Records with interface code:
###

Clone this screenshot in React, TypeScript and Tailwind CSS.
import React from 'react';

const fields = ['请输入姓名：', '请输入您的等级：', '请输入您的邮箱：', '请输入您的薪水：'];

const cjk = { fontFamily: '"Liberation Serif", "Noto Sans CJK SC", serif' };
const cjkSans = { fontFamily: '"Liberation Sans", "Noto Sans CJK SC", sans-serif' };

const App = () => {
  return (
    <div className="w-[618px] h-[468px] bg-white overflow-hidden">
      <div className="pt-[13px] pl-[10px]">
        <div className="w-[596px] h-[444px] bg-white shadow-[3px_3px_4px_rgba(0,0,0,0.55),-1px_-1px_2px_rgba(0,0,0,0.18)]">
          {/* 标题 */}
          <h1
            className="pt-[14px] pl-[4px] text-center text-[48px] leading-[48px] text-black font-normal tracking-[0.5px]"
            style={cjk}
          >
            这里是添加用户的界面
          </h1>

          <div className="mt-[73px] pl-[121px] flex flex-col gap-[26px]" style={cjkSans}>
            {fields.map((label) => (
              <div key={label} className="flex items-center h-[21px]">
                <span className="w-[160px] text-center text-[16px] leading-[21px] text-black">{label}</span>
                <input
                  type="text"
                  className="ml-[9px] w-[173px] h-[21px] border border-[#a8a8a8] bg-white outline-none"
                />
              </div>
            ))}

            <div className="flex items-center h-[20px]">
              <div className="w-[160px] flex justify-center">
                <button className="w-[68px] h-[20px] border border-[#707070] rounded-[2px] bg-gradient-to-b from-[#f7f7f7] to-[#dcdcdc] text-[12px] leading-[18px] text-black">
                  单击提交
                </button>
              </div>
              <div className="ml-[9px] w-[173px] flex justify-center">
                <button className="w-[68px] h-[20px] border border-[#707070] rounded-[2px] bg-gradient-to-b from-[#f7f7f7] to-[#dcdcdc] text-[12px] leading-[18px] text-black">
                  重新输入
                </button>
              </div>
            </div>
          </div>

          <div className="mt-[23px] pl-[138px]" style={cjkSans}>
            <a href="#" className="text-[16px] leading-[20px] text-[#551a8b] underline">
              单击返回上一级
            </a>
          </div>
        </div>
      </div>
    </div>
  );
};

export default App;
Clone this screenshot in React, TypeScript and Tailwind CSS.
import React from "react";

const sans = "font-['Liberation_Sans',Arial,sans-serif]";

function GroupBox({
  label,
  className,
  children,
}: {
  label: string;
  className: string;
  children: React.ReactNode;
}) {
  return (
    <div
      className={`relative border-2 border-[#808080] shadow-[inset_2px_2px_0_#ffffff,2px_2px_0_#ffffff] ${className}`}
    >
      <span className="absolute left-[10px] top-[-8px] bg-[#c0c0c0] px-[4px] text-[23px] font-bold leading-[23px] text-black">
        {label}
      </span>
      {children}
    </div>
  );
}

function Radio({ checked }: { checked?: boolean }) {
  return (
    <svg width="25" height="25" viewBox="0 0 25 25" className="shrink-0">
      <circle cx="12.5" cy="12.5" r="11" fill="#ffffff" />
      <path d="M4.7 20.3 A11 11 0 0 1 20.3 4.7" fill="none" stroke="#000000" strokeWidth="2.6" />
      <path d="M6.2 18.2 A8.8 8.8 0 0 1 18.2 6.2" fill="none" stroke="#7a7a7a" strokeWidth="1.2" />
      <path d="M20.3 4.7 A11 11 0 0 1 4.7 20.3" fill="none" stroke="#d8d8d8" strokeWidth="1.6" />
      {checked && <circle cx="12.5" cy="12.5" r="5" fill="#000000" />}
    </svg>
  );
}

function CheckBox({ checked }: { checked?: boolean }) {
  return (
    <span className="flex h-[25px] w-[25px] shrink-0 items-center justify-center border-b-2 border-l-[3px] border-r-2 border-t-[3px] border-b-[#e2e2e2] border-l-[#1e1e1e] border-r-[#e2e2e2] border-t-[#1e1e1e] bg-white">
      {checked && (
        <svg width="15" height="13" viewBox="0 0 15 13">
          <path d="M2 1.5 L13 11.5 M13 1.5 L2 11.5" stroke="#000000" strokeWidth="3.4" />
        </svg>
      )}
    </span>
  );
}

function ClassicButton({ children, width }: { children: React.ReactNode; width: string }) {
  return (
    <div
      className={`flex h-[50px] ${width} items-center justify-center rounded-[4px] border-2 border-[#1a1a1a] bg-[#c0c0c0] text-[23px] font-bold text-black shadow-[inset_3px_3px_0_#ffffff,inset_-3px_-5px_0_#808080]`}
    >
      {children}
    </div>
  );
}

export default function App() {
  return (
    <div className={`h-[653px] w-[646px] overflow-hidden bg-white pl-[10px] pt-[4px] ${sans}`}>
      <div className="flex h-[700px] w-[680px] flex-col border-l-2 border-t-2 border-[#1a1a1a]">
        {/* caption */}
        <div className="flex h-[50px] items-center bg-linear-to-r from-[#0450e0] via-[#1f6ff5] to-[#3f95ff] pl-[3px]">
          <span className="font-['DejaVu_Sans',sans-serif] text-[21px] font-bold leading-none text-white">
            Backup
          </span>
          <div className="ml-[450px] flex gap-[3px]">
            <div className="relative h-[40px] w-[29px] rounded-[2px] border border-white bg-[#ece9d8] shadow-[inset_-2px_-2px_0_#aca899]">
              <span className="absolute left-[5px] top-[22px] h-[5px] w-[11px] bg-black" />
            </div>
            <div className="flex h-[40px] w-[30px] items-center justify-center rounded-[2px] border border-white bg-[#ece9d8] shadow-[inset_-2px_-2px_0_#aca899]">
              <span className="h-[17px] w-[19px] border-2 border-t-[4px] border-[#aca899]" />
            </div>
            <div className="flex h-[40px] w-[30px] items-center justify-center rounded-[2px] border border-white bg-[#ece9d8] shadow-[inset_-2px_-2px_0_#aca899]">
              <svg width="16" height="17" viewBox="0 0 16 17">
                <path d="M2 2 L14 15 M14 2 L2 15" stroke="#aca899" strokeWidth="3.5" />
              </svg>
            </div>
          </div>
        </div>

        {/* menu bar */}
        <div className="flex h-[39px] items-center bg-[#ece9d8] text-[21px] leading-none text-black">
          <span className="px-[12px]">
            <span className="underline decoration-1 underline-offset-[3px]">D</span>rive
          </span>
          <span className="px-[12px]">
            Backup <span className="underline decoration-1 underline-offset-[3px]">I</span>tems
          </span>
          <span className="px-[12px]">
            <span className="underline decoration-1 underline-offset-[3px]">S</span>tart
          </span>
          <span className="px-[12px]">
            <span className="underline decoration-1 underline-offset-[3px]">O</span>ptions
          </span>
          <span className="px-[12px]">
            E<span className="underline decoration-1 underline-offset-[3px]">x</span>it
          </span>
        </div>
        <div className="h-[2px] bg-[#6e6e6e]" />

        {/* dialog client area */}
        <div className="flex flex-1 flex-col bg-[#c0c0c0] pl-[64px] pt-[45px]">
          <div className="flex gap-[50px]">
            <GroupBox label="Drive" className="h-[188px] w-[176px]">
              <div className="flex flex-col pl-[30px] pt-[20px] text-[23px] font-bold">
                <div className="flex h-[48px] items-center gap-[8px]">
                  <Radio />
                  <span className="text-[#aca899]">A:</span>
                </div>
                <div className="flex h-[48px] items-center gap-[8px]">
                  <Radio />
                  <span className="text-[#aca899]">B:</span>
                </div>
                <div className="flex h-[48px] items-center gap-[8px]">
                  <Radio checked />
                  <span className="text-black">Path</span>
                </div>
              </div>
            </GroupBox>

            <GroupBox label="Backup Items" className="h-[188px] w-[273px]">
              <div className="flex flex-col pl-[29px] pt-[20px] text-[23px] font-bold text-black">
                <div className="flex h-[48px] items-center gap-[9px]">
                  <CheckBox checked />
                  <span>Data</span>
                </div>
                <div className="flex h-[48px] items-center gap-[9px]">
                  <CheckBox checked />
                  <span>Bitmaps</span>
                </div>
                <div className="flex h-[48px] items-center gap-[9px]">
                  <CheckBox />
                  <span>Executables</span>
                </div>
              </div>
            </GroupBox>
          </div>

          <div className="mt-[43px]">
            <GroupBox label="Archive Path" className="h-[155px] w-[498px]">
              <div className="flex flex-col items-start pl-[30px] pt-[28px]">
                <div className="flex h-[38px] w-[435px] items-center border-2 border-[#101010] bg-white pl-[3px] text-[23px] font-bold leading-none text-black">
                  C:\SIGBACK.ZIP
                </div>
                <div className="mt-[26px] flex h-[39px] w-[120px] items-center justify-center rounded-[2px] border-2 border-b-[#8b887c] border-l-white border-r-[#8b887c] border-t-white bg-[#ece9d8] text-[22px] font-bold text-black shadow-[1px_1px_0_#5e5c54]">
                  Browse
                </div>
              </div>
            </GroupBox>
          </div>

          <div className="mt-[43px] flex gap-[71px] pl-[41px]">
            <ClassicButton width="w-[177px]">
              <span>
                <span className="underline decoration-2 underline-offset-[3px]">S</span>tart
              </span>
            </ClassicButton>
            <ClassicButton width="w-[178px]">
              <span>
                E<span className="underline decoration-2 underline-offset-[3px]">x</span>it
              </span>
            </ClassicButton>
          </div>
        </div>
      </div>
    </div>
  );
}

###

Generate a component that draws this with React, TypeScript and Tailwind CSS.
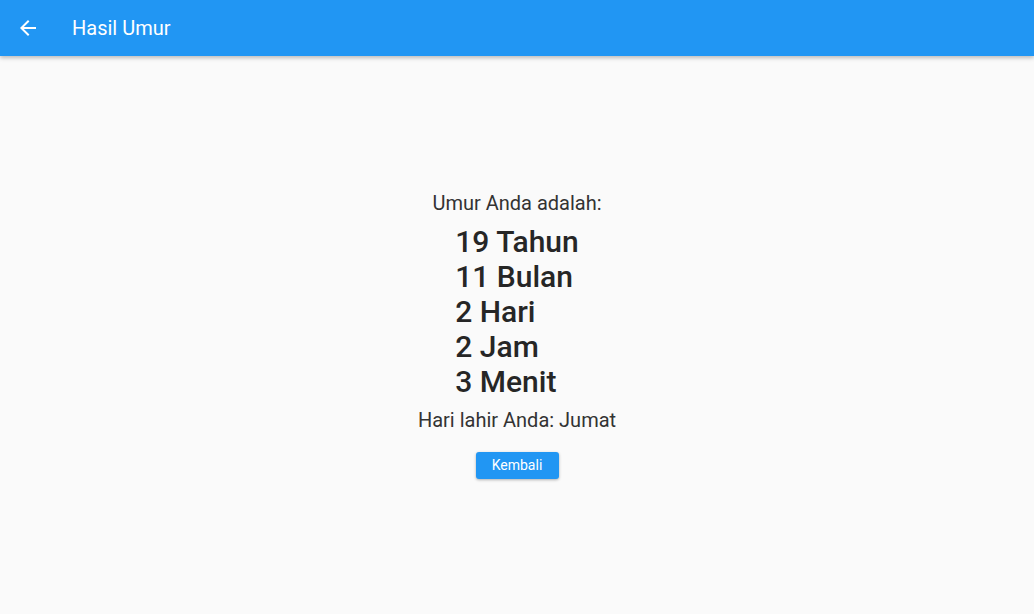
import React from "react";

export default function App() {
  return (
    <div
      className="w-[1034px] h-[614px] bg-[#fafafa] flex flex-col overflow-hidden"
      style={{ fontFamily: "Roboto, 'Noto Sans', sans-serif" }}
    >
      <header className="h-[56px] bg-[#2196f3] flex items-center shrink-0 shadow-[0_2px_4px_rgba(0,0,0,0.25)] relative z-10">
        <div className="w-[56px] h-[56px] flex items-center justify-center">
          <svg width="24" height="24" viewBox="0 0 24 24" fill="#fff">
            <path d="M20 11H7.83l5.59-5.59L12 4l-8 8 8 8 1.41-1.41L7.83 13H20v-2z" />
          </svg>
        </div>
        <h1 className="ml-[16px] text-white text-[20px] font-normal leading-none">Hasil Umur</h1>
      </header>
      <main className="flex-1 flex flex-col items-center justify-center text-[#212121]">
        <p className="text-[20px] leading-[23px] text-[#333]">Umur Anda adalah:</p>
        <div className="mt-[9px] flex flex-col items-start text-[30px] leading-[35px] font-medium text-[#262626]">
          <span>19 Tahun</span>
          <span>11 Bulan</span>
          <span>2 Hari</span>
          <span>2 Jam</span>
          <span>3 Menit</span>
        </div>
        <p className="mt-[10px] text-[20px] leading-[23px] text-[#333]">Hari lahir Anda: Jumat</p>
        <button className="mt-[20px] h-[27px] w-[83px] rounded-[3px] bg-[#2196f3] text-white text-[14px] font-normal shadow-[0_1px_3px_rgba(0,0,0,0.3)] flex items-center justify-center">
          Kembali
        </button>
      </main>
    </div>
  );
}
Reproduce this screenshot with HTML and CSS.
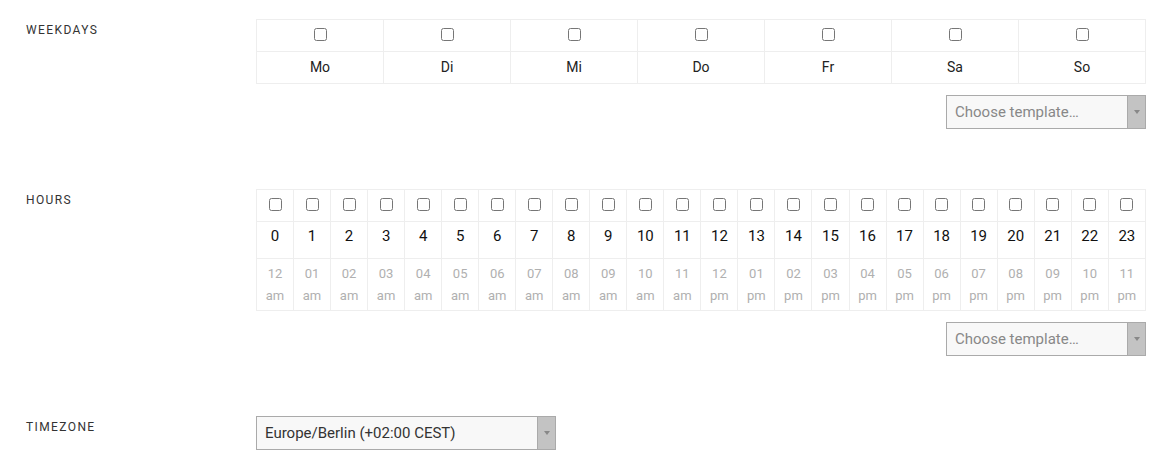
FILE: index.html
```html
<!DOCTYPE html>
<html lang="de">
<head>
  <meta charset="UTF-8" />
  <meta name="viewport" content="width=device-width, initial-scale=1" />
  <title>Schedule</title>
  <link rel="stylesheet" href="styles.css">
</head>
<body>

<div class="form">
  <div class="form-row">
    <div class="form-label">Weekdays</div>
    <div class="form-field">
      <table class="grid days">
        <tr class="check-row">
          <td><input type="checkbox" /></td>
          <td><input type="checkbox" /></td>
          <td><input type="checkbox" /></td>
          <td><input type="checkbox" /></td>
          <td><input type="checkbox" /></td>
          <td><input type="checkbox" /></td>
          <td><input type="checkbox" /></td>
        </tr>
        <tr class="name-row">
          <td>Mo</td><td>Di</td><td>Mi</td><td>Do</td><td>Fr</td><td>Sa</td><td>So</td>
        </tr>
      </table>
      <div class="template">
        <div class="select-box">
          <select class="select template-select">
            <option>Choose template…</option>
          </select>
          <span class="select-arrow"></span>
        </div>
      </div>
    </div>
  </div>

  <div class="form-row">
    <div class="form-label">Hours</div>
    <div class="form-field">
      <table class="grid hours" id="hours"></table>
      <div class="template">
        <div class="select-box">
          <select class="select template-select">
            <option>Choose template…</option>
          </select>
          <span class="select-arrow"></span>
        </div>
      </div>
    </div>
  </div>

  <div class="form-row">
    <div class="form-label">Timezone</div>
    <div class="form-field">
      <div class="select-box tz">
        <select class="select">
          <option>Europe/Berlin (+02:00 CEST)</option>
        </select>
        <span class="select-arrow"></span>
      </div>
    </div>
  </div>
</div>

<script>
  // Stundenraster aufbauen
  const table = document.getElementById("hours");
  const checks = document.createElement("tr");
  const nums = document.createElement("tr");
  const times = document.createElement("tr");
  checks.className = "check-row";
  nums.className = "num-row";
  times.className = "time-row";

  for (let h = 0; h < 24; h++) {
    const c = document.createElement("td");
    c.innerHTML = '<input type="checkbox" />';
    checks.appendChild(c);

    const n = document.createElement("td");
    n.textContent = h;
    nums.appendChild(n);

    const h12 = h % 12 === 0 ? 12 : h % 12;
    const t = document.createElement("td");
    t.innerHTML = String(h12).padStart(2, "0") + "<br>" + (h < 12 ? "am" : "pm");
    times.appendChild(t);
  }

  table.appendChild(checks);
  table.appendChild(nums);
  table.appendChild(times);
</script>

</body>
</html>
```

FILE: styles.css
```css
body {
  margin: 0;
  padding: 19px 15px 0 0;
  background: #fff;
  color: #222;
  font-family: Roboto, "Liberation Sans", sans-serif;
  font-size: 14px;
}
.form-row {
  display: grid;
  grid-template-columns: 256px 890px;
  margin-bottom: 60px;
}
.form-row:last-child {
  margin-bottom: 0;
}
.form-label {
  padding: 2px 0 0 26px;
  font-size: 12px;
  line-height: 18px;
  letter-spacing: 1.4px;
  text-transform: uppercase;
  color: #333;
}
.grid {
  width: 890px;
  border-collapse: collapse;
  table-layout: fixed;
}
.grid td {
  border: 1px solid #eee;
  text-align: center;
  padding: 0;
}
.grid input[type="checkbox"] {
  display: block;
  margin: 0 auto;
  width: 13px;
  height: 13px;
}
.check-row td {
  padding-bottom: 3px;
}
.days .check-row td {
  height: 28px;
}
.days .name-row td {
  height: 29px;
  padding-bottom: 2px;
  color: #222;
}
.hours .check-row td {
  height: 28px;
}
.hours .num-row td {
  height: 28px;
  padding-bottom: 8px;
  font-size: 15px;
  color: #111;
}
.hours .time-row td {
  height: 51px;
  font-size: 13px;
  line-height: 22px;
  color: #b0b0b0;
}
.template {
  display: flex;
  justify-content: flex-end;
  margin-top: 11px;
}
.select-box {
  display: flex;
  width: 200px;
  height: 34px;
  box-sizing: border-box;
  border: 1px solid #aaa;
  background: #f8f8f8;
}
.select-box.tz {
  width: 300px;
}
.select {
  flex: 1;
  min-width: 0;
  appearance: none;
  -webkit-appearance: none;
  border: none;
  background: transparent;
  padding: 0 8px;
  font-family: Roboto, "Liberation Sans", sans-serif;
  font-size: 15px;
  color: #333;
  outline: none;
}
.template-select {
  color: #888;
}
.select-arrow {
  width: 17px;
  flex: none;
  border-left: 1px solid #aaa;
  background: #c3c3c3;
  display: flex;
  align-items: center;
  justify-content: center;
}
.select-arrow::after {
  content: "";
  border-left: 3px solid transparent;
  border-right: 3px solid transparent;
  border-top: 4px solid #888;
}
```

###

- [What needs to be done] Copy every line above in which the string "React" shows up.

- [Written answer]
Clone this screenshot in React, TypeScript and Tailwind CSS.
import React from 'react';
Clone this screenshot in React, TypeScript and Tailwind CSS.
import React from "react";
  children: React.ReactNode;
function ClassicButton({ children, width }: { children: React.ReactNode; width: string }) {
Generate a component that draws this with React, TypeScript and Tailwind CSS.
import React from "react";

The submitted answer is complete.